Sterling dipped against the dollar, staying close to a nine-month low against the dollar and hitting a six-week low against a basket of currencies as concerns about a weak economy and high levels of UK debt continued to put the pound under selling pressure. Elsewhere, the euro remained steady, helped mainly by a report from German weekly paper Der Spiegel, that Germany's finance ministry had prepared plans for the eurozone countries to help Greece. There was a somewhat shaky return to risk appetite, sparked mainly by investors reassessing the chances of a near term interest rate hike by the US Federal Reserve, despite the Fed's surprise decision to increase its discount rate last week. Oil prices also rose to a six-week high, weakening the greenback.

Sterling

Sterling started the week where it finished last week after a run of bad data - on the back foot.
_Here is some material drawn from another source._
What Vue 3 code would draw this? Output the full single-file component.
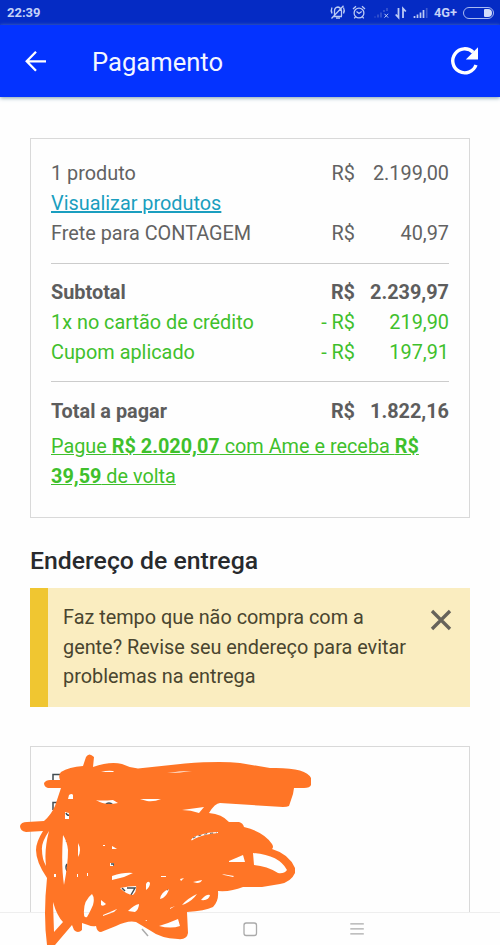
<script setup>
const products = [
  { label: '1 produto', sign: 'R$', value: '2.199,00' },
  { label: 'Visualizar produtos', link: true },
  { label: 'Frete para CONTAGEM', sign: 'R$', value: '40,97' },
]
const subtotal = [
  { label: 'Subtotal', sign: 'R$', value: '2.239,97', kind: 'strong' },
  { label: '1x no cartão de crédito', sign: '- R$', value: '219,90', kind: 'discount' },
  { label: 'Cupom aplicado', sign: '- R$', value: '197,91', kind: 'discount' },
]
const total = [{ label: 'Total a pagar', sign: 'R$', value: '1.822,16', kind: 'strong' }]
const groups = [products, subtotal, total]
</script>

<template>
  <div class="screen">
    <div class="status">
      <span class="clock">22:39</span>
      <svg class="status-icons" width="104" height="18" viewBox="326 4 104 18" fill="none" stroke="#bccbf5" stroke-width="1.3">
        <path d="M333 16.5h9M334.5 16v-5q0-3.5 3.5-4 3 .5 3.5 4v5M336 18.2h4M332 7.5q-1.5 3 0 6M343.5 7.5q1.5 3 0 6M343.5 5.8 331.5 18.5" />
        <circle cx="359" cy="13" r="4.9" />
        <path d="M356.5 11.5 359 13.5l2.7-2M353 9l3-2.7M362 6.3 365 9M355.5 17l-1.3 1.4M362.5 17l1.3 1.4" />
        <path stroke="#3f5bd0" stroke-width="1.5" d="M375 17.5v-1M378 17.5v-3M381 17.5v-5M384 12v-2M387 11V8" />
        <path d="m384.5 13.8 3.6 3.8m0-3.8-3.6 3.8" stroke-width="1" />
        <path stroke-width="1.8" d="M398.5 8v9.5l-2.8-3M403 18V8.5l2.8 3" />
        <path stroke-width="1.7" d="M414.5 18v-2M417.5 18v-3.5M420.5 18v-5.5M423.5 18v-8" />
        <path stroke="#3f5bd0" stroke-width="1.7" d="M426.7 18V8" />
      </svg>
      <span class="network">4G+</span>
      <span class="battery"><i /></span>
    </div>

    <header class="appbar">
      <svg width="24" height="24" viewBox="0 0 24 24" fill="none" stroke="#fff" stroke-width="2.3">
        <path d="M22 12.3H3.5M12 2.8 2.7 12.3 12 21.8" />
      </svg>
      <h1>Pagamento</h1>
      <svg class="reload" width="30" height="30" viewBox="0 0 30 30">
        <path d="M26 19A12 12 0 1 1 23.2 6.3" fill="none" stroke="#fff" stroke-width="3.4" />
        <path d="M28 1.3V13.5H15.8Z" fill="#fff" />
      </svg>
    </header>

    <main>
      <section class="card summary">
        <div v-for="(group, i) in groups" :key="i" class="group">
          <div v-for="row in group" :key="row.label" class="row" :class="row.kind">
            <a v-if="row.link">{{ row.label }}</a>
            <span v-else>{{ row.label }}</span>
            <span class="sign">{{ row.sign }}</span>
            <span class="value">{{ row.value }}</span>
          </div>
        </div>
        <p class="cashback">Pague <b>R$ 2.020,07</b> com Ame e receba <b>R$ 39,59</b> de volta</p>
      </section>

      <h2>Endereço de entrega</h2>
      <div class="notice">
        <p>Faz tempo que não compra com a gente? Revise seu endereço para evitar problemas na entrega</p>
        <svg width="22" height="22" viewBox="0 0 22 22" stroke="#66635a" stroke-width="3.3">
          <path d="m2 2 18 18M20 2 2 20" />
        </svg>
      </div>

      <section class="card address"></section>
    </main>

    <nav>
      <svg width="18" height="18" viewBox="0 0 18 18"></svg>
      <svg width="18" height="18" viewBox="0 0 18 18" fill="none" stroke="#aaa" stroke-width="1.3"><rect x="3" y="3" width="12.5" height="12.5" rx="2.2" /></svg>
      <svg width="18" height="18" viewBox="0 0 18 18" fill="none" stroke="#aaa" stroke-width="1.3"><path d="M2.3 3.8h13.5M2.3 8.8h13.5M2.3 13.8h13.5" /></svg>
    </nav>

    <svg class="scribble" width="300" height="195" viewBox="15 750 300 195">
      <g fill="none" stroke="#414b50" stroke-width="1.5">
        <path d="M53 781v-6.5h7M53 810v-7.5h5M105 805q4-4 8 0M66 813q1 3 4 2M66 841q3 2 5 0M67 864q-2 3 0 7M111 864h3v2M122 888l3 3M127 888h8l-4 7M166 888l2 2" />
        <path stroke-width="1" stroke-dasharray="3 3" d="M193 838q10-5 24-5" />
        <path stroke="#aaa" d="m142 929 6 7" />
      </g>
      <path
        class="ink"
        d="M83 766 86 757Q89 752 94 757L93 767Q110 761 122 764 130 768 138 768.5L185 763.5Q220 761 240 763L270 768Q306 767 311 778V785Q310 788 304 788H294L293 794 289 806Q287 807 283 807L220 803Q215 803 209 813 222 814 229 822H239Q243 823 244 827 264 832 272 844 274 847 272 849 289 854 295 868V873Q291 882 280 884L262 887 243 887Q231 892 218 891 219 901 213 907 205 911 187 912L188 933Q187 940 178 939 160 938 151 931L136 922Q128 920 116 926L101 932Q97 932 96 926 92 927 88 925L82 923 82 930Q78 934 74 930L72 925 55 945H47Q43 915 47 878 36 862 36 850 36 842 43 831L26 832Q20 831 20 826 21 822 27 822L44 821Q51 815 55 806L61 788 48 788Q44 787 44 783 46 780 50 780L60 780Q58 775 61 772 69 767 83 766Z
        M101 772q7-2 12-1l1 1-13 0Z M167 773q12-2 25-2-12 2-25 2Z
        M69 795q3-2 4 0v4h-5Z M96 800q4 1 17 0l5 3q-13 3-22-3Z M140 799l21 0q-7 3-14 2Z
        M182 810l22-3-5 6q-8-3-17-3Z M65 812l4 1 0 6-4 0Z
        M49 831Q41 843 42 850 42 859 46 866 44 850 49 831Z
        M63 835Q67 841 68 850 68 865 64 885 61 865 63 835Z M78 843q4 7 0 14Z
        M54 874h2v3h-2Z M77 874h1v3h-1Z M87 873h1v3h-1Z
        M191 840q2-4 9-5 8-3 18-3v1q-14 1-24 6-2 2-3 1Z M112 846q2 1 5 3l-5 0Z M103 845h2v1h-2Z
        M110 863h4v3h-4Z
        M229 861l14-6 2 7h-16Z M253 853q26 2 34 17-3 4-9 3-11-7-24-8Z
        M112 876q12-4 21-3l-9 4-12 3Z M120 888q9-2 16-2 1 5-3 9-6 0-13-7Z
        M146 884q2-4 4-1 0 4-4 7Z M161 876h5v1h-5Z M180 879l4-1-3 3Z M193 882l9-2q-1 3-5 3Z
        M222 874l12 2-1 1-9-2Z M160 899q1-7 9-10-1 5-6 9Z
        M84 914Q83 901 92 894 95 898 93 905 89 914 87 917 84 918 84 914Z
        M101 900l5 4q-3 3-5 1Z M103 915l14-6-3 3-11 4Z M128 911q6-6 11-7 0 5-4 8Z M182 905q6-7 15-11-4 6-12 10Z M201 900q5-6 9-5-1 6-9 5Z
        M170 908l5-2-5 3Z M53 902Q57 916 63 922L54 932Z M159 926q10-3 19-7l2 7q-9 3-21 0Z M145 921l2-1v1Z"
      />
    </svg>
  </div>
</template>

<style>
body { margin: 0; }
</style>

<style scoped>
.screen {
  position: relative;
  width: 500px;
  height: 945px;
  display: flex;
  flex-direction: column;
  overflow: hidden;
  background: #fefefe;
  font-family: Roboto, sans-serif;
  font-size: 19.85px;
  line-height: 29.7px;
  color: #626262;
}
h1, h2, p { margin: 0; }
.status {
  height: 25px;
  flex: none;
  box-sizing: border-box;
  padding: 0 6px 0 7px;
  display: flex;
  align-items: center;
  background: #052bc4;
  color: #c5d2f8;
  font-size: 13px;
  font-weight: 700;
}
.status-icons { margin-left: auto; }
.network { margin: 0 6px 0 4px; font-size: 12.8px; line-height: 25px; }
.battery {
  width: 31px;
  height: 12px;
  box-sizing: border-box;
  border: 1px solid #a9baf1;
  border-radius: 6px;
  display: flex;
  justify-content: flex-end;
  padding: 1px;
}
.battery i { width: 8px; background: #d3ddfb; border-radius: 1px 4px 4px 1px; }
.appbar {
  height: 72px;
  flex: none;
  box-sizing: border-box;
  padding: 0 20px 0 24px;
  display: flex;
  align-items: center;
  background: #0433ff;
  box-shadow: 0 1px 4px #7c9cab;
  z-index: 1;
}
h1 { margin-left: 44px; padding-top: 4px; color: #f3f6ff; font-size: 25.6px; font-weight: 400; }
.reload { margin-left: auto; }
main { flex: 1; min-height: 0; overflow: hidden; padding: 41px 30px 0; }
.card { box-sizing: border-box; border: 1px solid #d9d9d9; }
.summary { height: 380px; padding: 20.3px 20px 0; }
.group + .group { border-top: 1px solid #ccc; margin-top: 14.2px; padding-top: 14.7px; }
.row { display: grid; grid-template-columns: 1fr auto 94px; height: 29.7px; }
.row a { color: #1a9ebf; text-decoration: underline; text-decoration-thickness: 1.5px; }
.value { text-align: right; }
.strong { font-weight: 700; color: #5d5d5d; }
.discount, .cashback { color: #3fc02c; }
.cashback { margin-top: 5.5px; text-decoration: underline; }
h2 { margin: 28px 0 12px; color: #282a2d; font-size: 24.8px; font-weight: 500; line-height: 30px; }
.notice {
  height: 119px;
  box-sizing: border-box;
  padding: 15px 18px 0 15px;
  border-left: 18px solid #f0c631;
  background: #faedc0;
  color: #49452f;
  display: flex;
  justify-content: space-between;
}
.notice p { width: 350px; }
.notice svg { margin-top: 6px; }
.address { margin-top: 39px; height: 220px; }
nav {
  height: 32px;
  flex: none;
  display: flex;
  align-items: center;
  justify-content: center;
  gap: 89px;
  border-top: 1px solid #eee;
  background: #fefefe;
}
.scribble { position: absolute; left: 15px; top: 750px; }
.ink { fill: #ff7526; fill-rule: evenodd; }
</style>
With very little in the way of data to offer any relief, it dropped against a basket of currencies as well as hitting a near nine-month low against the dollar.

US dollar

The dollar weakened as investors reassessed the chances of an earlier-than-expected interest rate hike by the US Federal Reserve, prompting a degree of recovery in risk appetite. The Fed's discount rate decision last week was taken as a signal by currency markets that the US central bank was coming closer to tightening its benchmark rate, despite assurances from Fed policymakers to the contrary.

Euro

The euro remained pretty steady throughout the course of trading even though speculation regarding a quick bail-out of Greece was being discussed, A weekend report by German weekly publication Der Spiegel, that revealed that Germany's finance ministry had prepared plans for the eurozone countries to help Greece, was also very positive but did very little to strengthen the euro's long-term appeal.

Japanese yen

The Japanese yen gave up early gains as Shanghai's stock market reopened in a relatively stable fashion after a week-long holiday, putting to rest fears that this month's decision by China's central bank to raise banks' required reserves could trigger a slide and hurt investors risk appetite.